I had a setup like this:

---> cablemodem ---> broadbandrouter -> webserver

Under this config, the broadbandrouter was getting its IP address from the cablemodem (and it was publically routable address, so the world could see that IP). The webserver has a 192.168 private address, but the broadbandrouter port-forwarded #80 to the webserver, so it worked even though the IP address of the webserver is not routable.

I added a VoIP box (D-Link DVG-1120M), which fits in like this:

---> cablemodem ---> VoIP -> broadbandrouter -> webserver

This broke public access to the webserver. The problem is that the VoIP box takes the public IP from the cablemodem and assignes (via DHCP) a private address to the downstream client (the broadbandrouter) and NATs the traffic. That's fine for my hone network computers to get OUT to the internet, but it breaks the routing of internet web users trying to get IN to my webserver.

To get it to work, it was simply a matter of configuring port forwarding on the VoIP box (so VoIP port-forwards to the broadbandrouter which port-forwards to the webserver). Browse to the VoIP box ( by default) to enter the VoIP config panel. Under the "NAT Configuration" folder select "Virtual Server Configuration." Edit the first item. Use protocol TCP, global port 80, local port 80, serverIP (see below) and state Enabled. Save it. Do the same for port 443 if you want to do HTTPS and port 22 if you want SSH. You could open up FTP also, if you like getting 0wn3d (scp or sftp is much better than ftp).
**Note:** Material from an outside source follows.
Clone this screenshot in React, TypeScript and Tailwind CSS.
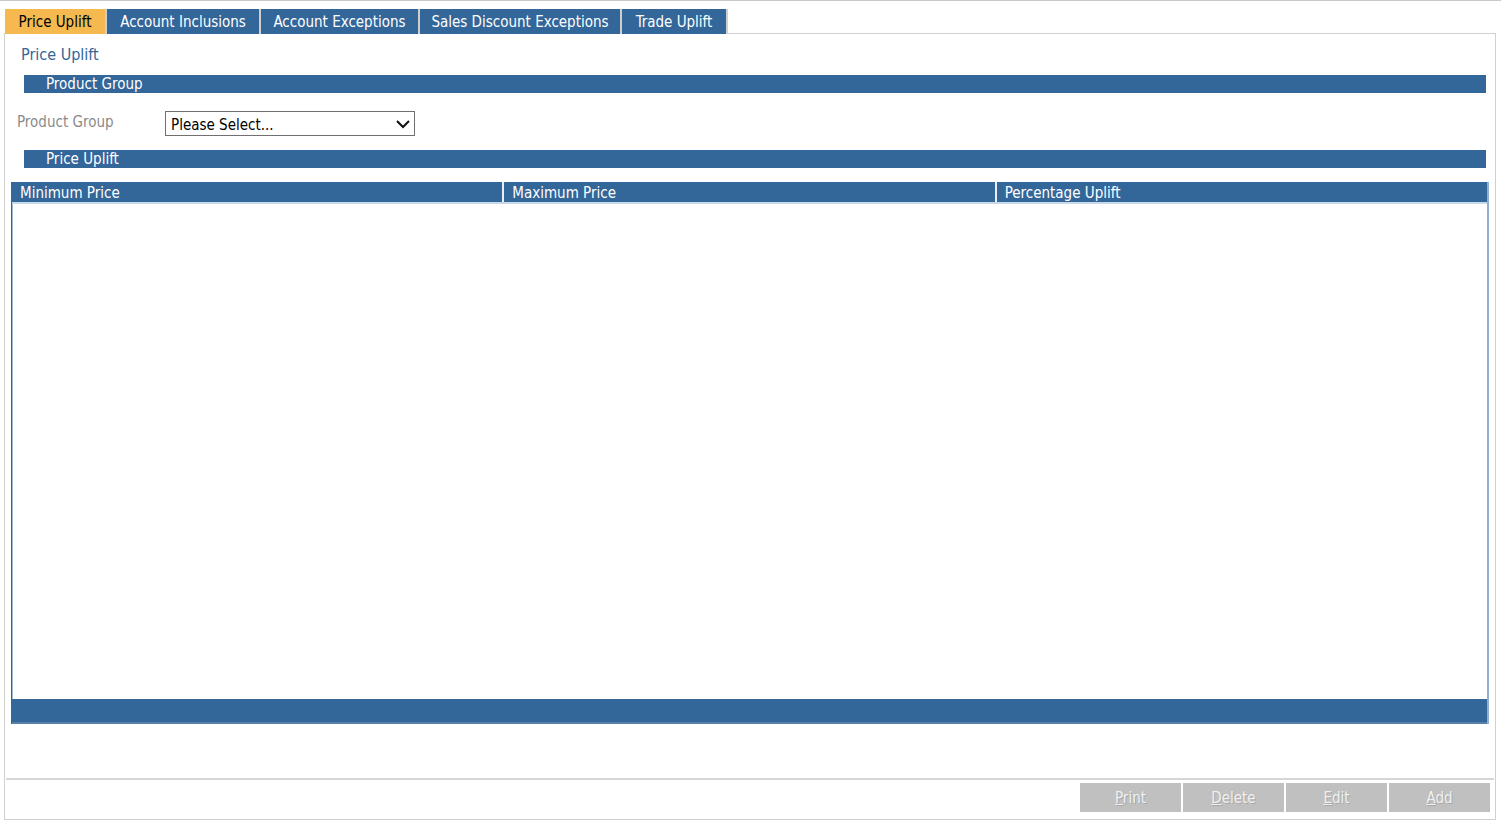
const TABS = [
  { label: "Price Uplift", w: "w-[102px]" },
  { label: "Account Inclusions", w: "w-[154px]" },
  { label: "Account Exceptions", w: "w-[159px]" },
  { label: "Sales Discount Exceptions", w: "w-[202px]" },
  { label: "Trade Uplift", w: "w-[106px]" },
];

const COLUMNS = ["Minimum Price", "Maximum Price", "Percentage Uplift"];

const BUTTONS = ["Print", "Delete", "Edit", "Add"];

function SectionBar({ title }: { title: string }) {
  return (
    <div className="ml-[19px] mr-[9px] h-[18px] bg-[#336699] pl-[22px] text-[15px] leading-[18px] text-white">
      {title}
    </div>
  );
}

export default function App() {
  return (
    <div
      className="h-[820px] w-[1501px] overflow-hidden border-t border-[#c8c8c8] bg-white text-[15px]"
      style={{ fontFamily: 'Tahoma, "DejaVu Sans Condensed", "DejaVu Sans", sans-serif' }}
    >
      {/* tabs */}
      <div className="relative z-10 -mb-px mt-[8px] flex pl-[5px]">
        {TABS.map((t, i) => (
          <div
            key={t.label}
            className={`h-[25px] ${t.w} border-r-2 border-[#cfcfcf] pt-[4px] text-center leading-[19px] ${
              i === 0 ? "bg-[#f5b94f] text-black" : "bg-[#336699] text-white"
            }`}
          >
            {t.label}
          </div>
        ))}
      </div>

      {/* panel */}
      <div className="ml-[4px] flex h-[787px] w-[1492px] flex-col border border-[#d0d0d0]">
        <div className="pl-[16px] pt-[11px] text-[16px] leading-[20px] text-[#336699]">Price Uplift</div>

        <div className="mt-[10px]">
          <SectionBar title="Product Group" />
        </div>

        <div className="mt-[18px] flex items-start pl-[12px]">
          <div className="w-[148px] text-[#8a8a8a]">Product Group</div>
          <div className="flex h-[25px] w-[250px] items-center justify-between border border-[#707070] bg-white pl-[5px] pr-[3px] text-black">
            <span className="pt-[3px]">Please Select...</span>
            <svg width="16" height="16" viewBox="0 0 16 16" fill="none">
              <path d="M2 5l6 6 6-6" stroke="#111" strokeWidth="2" />
            </svg>
          </div>
        </div>

        <div className="mt-[14px]">
          <SectionBar title="Price Uplift" />
        </div>

        {/* grid */}
        <div className="ml-[6px] mr-[6px] mt-[14px] flex h-[542px] flex-col border-l border-r-2 border-l-[#336699] border-r-[#8fb0d4]">
          <div className="flex h-[22px] border-b-2 border-[#c9d9ea] bg-[#336699] text-white">
            {COLUMNS.map((c, i) => (
              <div
                key={c}
                className={`flex-1 pl-[8px] pt-px leading-[20px] ${i > 0 ? "border-l-2 border-[#e6eef7]" : ""}`}
              >
                {c}
              </div>
            ))}
          </div>
          <div className="flex-1 border-l border-[#9fb8d4] bg-white" />
          <div className="h-[25px] border-b-2 border-[#5a80aa] bg-[#336699]" />
        </div>

        <div className="flex-1" />

        <div className="mx-px mb-px h-[2px] bg-[#d6d6d6]" />
        <div className="flex justify-end gap-[2px] pr-[5px] pt-[2px] pb-[7px]">
          {BUTTONS.map((b) => (
            <div
              key={b}
              className="flex h-[29px] w-[101px] items-center justify-center bg-[#c0c0c0] pt-[2px] text-[15px] text-[#f0f0f0]"
              style={{ textShadow: "1px 1px 0 #a8a8a8" }}
            >
              <span>
                <span className="underline">{b[0]}</span>
                {b.slice(1)}
              </span>
            </div>
          ))}
        </div>
      </div>
    </div>
  );
}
It's important that the downstream box (the broadbandrouter) always has the same IP address. This might not happen under the default VoIP config, because it assignes the downstream address via DHCP, so it might not always be the same. You could force the address, but I preferred to solve the problem by going to Dynamic IP assignment (under DHCP configuration) and setting the Start IP Address to and the IP Range to 1. This allows me to leave the broadband router alone (allowing it to pull its WAN address via DHCP) but insures the broadbandrouter will always be assigned, so our port forwarding rules always work.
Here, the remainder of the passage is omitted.